WASHINGTON, DC – Tuesday, February 24, 2015 – U.S. Senator Richard Shelby (R-Ala.), Chairman of the United States Senate Committee on Banking, Housing, and Urban Affairs, today delivered the following opening remarks during a full committee hearing on the Federal Reserve’s Semiannual Monetary Policy Report to Congress.
The text of Chairman Shelby’s remarks, as prepared, is below.
“Today, the Committee will receive testimony from Federal Reserve Chair Yellen, as has been required by statute since 1978.
“Although the Federal Reserve Chair has been using this venue for decades to communicate directly to Congress and the American people, I and many of my colleagues have been calling for greater accountability and more effective disclosure for years.
“In response, we have heard the chorus of current and former Federal Reserve officials who have lined up to defend the structure and degree of transparency of the Fed.
“Further accountability to Congress, some have argued, is not needed.
“I am interested to hear whether the current Chair shares this view, and whether she believes the Fed should be immune from any reforms.

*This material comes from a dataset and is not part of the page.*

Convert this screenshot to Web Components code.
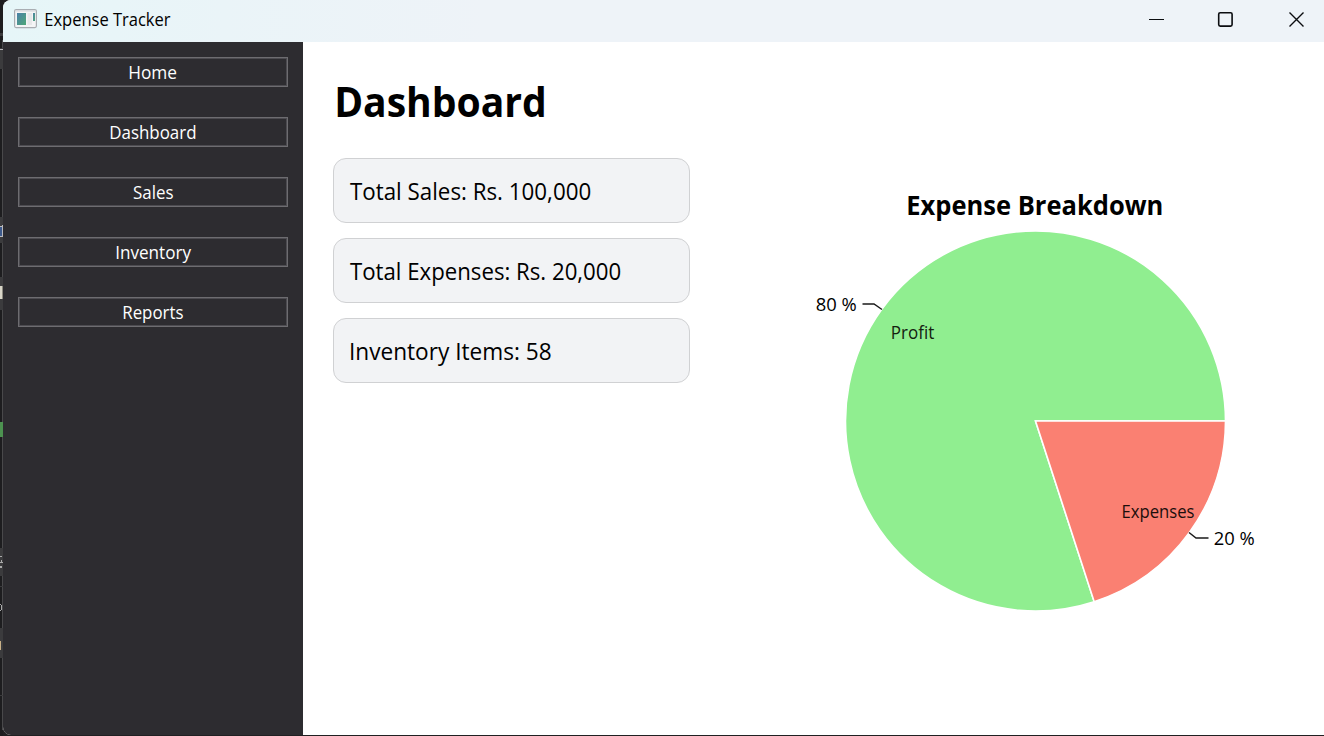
<!DOCTYPE html>
<html lang="en">
<head>
<meta charset="utf-8">
<title>Expense Tracker</title>
<style>
  html, body { margin: 0; height: 100%; overflow: hidden; background: #1f1f21; }
  body { font-family: "Open Sans", "Noto Sans", sans-serif; color: #000; }
</style>
</head>
<body>
<desktop-edge>
  <app-window>
    <title-bar slot="title"><fit-text w="125" size="17.6" base="26" h="42" label="Expense Tracker"></fit-text></title-bar>
    <side-nav slot="nav">
      <nav-button><fit-text w="47.5" size="17.6" base="20" h="26" label="Home"></fit-text></nav-button>
      <nav-button><fit-text w="86" size="17.6" base="20" h="26" label="Dashboard"></fit-text></nav-button>
      <nav-button><fit-text w="40" size="17.6" base="20" h="26" label="Sales"></fit-text></nav-button>
      <nav-button><fit-text w="74.5" size="17.6" base="20" h="26" label="Inventory"></fit-text></nav-button>
      <nav-button><fit-text w="60" size="17.6" base="20" h="26" label="Reports"></fit-text></nav-button>
    </side-nav>
    <dashboard-view>
      <fit-text slot="heading" w="209.5" size="41" weight="700" base="45" h="56" label="Dashboard"></fit-text>
      <stat-card><fit-text w="240.5" size="23.5" base="41" h="63" label="Total Sales: Rs. 100,000"></fit-text></stat-card>
      <stat-card><fit-text w="270.5" size="23.5" base="41" h="63" label="Total Expenses: Rs. 20,000"></fit-text></stat-card>
      <stat-card><fit-text w="201" size="23.5" base="41" h="63" label="Inventory Items: 58"></fit-text></stat-card>
      <pie-chart slot="chart"></pie-chart>
    </dashboard-view>
  </app-window>
</desktop-edge>

<script>
const define = (name, html, ready) => customElements.define(name, class extends HTMLElement {
  constructor() {
    super();
    this.attachShadow({ mode: 'open' }).innerHTML = html;
  }
  connectedCallback() { if (ready) ready(this); }
});

/* A single line of text set to a given width, with its baseline at a given height. */
define('fit-text', `
  <style>
    :host { display: block; flex: none; }
    svg { display: block; overflow: visible; }
    text { fill: currentColor; }
  </style>
  <svg><text lengthAdjust="spacingAndGlyphs"></text></svg>`, el => {
  const a = n => el.getAttribute(n);
  const svg = el.shadowRoot.querySelector('svg');
  const text = svg.querySelector('text');
  const size = +a('size'), w = +a('w');
  const narrow = 'TS'.includes(a('label')[0]);
  svg.setAttribute('width', w);
  svg.setAttribute('height', a('h'));
  text.setAttribute('x', narrow ? 0 : -size * 0.045);
  text.setAttribute('y', a('base'));
  text.setAttribute('font-size', size);
  text.setAttribute('font-weight', a('weight') || 400);
  text.setAttribute('textLength', w + size * (narrow ? 0.03 : 0.075));
  text.textContent = a('label');
});

/* The strip of desktop that shows on the left and bottom of the window. */
define('desktop-edge', `
  <style>
    :host { display: grid; grid-template-columns: 3px 1fr; width: 1324px; height: 736px; background: #202022; overflow: hidden; }
    svg { display: block; }
  </style>
  <svg width="3" height="736" shape-rendering="crispEdges">
    <path fill="#1d1d1f" d="M0 0h3v736H0z"/>
    <path fill="#49494b" d="M2 40h1v690H2z"/>
    <path fill="#3b3b3d" d="M0 33h3v3H0zM0 48h3v21H0zM0 217h3v26H0zM0 277h3v33H0zM0 548h3v28H0zM0 628h3v30H0zM0 586h3v1H0zM0 695h3v1H0z"/>
    <path fill="#b9b9bd" d="M0 49h3v1H0zM0 226h3v1H0zM2 225h1v12H2zM0 236h3v1H0z"/>
    <path fill="#3d5a8c" d="M0 227h2v9H0z"/>
    <path fill="#d8d5c8" d="M0 286h2v13H0z"/>
    <path fill="#8c8a80" d="M2 286h1v13H2z"/>
    <path fill="#4c9250" d="M0 422h3v15H0z"/>
    <path fill="#aaa" d="M0 556h2v1H0zM1 560h1v2H1zM0 562h3v1H0zM0 566h2v2H0zM0 604h1v1H0zM1 605h1v5H1zM0 610h1v1H0z"/>
    <path fill="#c8b088" d="M0 641h1v9H0z"/>
  </svg>
  <slot></slot>`);

define('app-window', `
  <style>
    :host { display: grid; grid-template: 42px 693px / 300px 1fr; height: 735px; background: #fff; border-radius: 8px 0 0 8px; overflow: hidden; }
    header { grid-column: 1 / 3; }
  </style>
  <header><slot name="title"></slot></header>
  <slot name="nav"></slot>
  <slot></slot>`);

define('title-bar', `
  <style>
    :host { display: flex; height: 42px; padding-left: 11px; background: linear-gradient(90deg, #e6f6f8 0, #eaf4f8 220px, #eef3f8 480px, #eef3f8 100%); }
    .icon { margin-right: 7.5px; flex: none; }
    .controls { margin-left: auto; flex: none; }
    svg { display: block; }
  </style>
  <svg class="icon" width="23" height="42" viewBox="0 0 23 42">
    <defs><linearGradient id="g" x1="0" y1="0" x2="1" y2="1"><stop offset="0" stop-color="#4a80a8"/><stop offset="1" stop-color="#4fa878"/></linearGradient></defs>
    <rect x=".6" y="9.6" width="21.8" height="18" rx="1.5" fill="#f4f5f6" stroke="#a9adb2" stroke-width="1.2"/>
    <path d="M1.5 11h20" stroke="#d3d6da"/>
    <rect x="3" y="13" width="9" height="12" fill="url(#g)"/>
    <rect x="13.5" y="13" width="4.5" height="12" fill="#e7e8ea"/>
    <rect x="19" y="13" width="2" height="8" fill="url(#g)"/>
  </svg>
  <slot></slot>
  <svg class="controls" width="176" height="42" viewBox="0 0 176 42" fill="none" stroke="#0b0d10" stroke-width="1.4">
    <path d="M1 19.5h15" stroke-width="1"/>
    <rect x="70.7" y="12.7" width="13.4" height="13.4" rx="1.5" stroke-width="1.6"/>
    <path d="M141.5 12.5l14 14m0-14l-14 14"/>
  </svg>`);

define('side-nav', `
  <style>
    :host { display: flex; flex-direction: column; gap: 30px; box-sizing: border-box; padding: 15px; background: #2d2c30; color: #fff; }
  </style>
  <slot></slot>`);

define('nav-button', `
  <style>
    :host { display: block; }
    button { display: flex; justify-content: center; width: 100%; height: 30px; box-sizing: border-box; margin: 0; padding: 1px; background: none; border: 1px solid #6d6c70; box-shadow: inset 0 0 0 1px #4c4b50; outline: 0; color: inherit; font: inherit; }
  </style>
  <button><slot></slot></button>`);

define('dashboard-view', `
  <style>
    :host { display: grid; grid-template-columns: 357px 1fr; column-gap: 110px; padding: 30px 24px 0 30px; min-width: 0; }
    h1 { margin: 0 0 30px 3px; height: 56px; font-weight: 700; }
    .cards { display: flex; flex-direction: column; gap: 15px; }
    .chart { padding-top: 108px; }
  </style>
  <section>
    <h1><slot name="heading"></slot></h1>
    <div class="cards"><slot></slot></div>
  </section>
  <div class="chart"><slot name="chart"></slot></div>`);

define('stat-card', `
  <style>
    :host { display: block; box-sizing: border-box; height: 65px; padding-left: 16px; background: #f2f3f5; border: 1px solid #d0d1d3; border-radius: 13px; }
  </style>
  <slot></slot>`);

define('pie-chart', `
  <style>
    :host { display: block; }
    svg { display: block; }
    text { font-size: 17.6px; fill: #000; }
    .title { font-size: 26.4px; font-weight: 700; }
    .slice { stroke: #fff; stroke-width: 1.6; }
    .leader { fill: none; stroke: #1a1a1a; stroke-width: 1.5; }
    .name { fill: #14200f; }
    .on-red { fill: #1c0e0c; }
  </style>
  <svg width="500" height="450" viewBox="800 180 500 450">
    <text class="title" x="906.3" y="215" textLength="257" lengthAdjust="spacingAndGlyphs">Expense Breakdown</text>
    <path class="slice" fill="#90ee90" d="M1035.5 421L1094.2 601.7A190 190 0 1 1 1225.5 421Z"/>
    <path class="slice" fill="#fa8072" d="M1035.5 421H1225.5A190 190 0 0 1 1094.2 601.7Z"/>
    <path class="leader" d="M862.5 304H874L882 309.5M1189 532.5L1196 538H1208.5"/>
    <text x="815.7" y="311" textLength="41" lengthAdjust="spacingAndGlyphs">80 %</text>
    <text x="1213.7" y="545" textLength="41" lengthAdjust="spacingAndGlyphs">20 %</text>
    <text class="name" x="890.8" y="339" textLength="43.5" lengthAdjust="spacingAndGlyphs">Profit</text>
    <text class="name on-red" x="1121.5" y="518" textLength="73" lengthAdjust="spacingAndGlyphs">Expenses</text>
  </svg>`);
</script>
</body>
</html>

“As far as monetary policy is concerned, many question whether the Fed can rein in inflation and avoid destabilizing asset prices when the time comes to unwind its massive $4.5 trillion balance sheet.
“The minutes posted online do little to answer the questions of when and how this will be done and the most recent FOMC transcript available to the public is from 2008, over seven years ago.
“Even though the Fed has several monetary policy tools at its disposal, an action of this magnitude has never been undertaken.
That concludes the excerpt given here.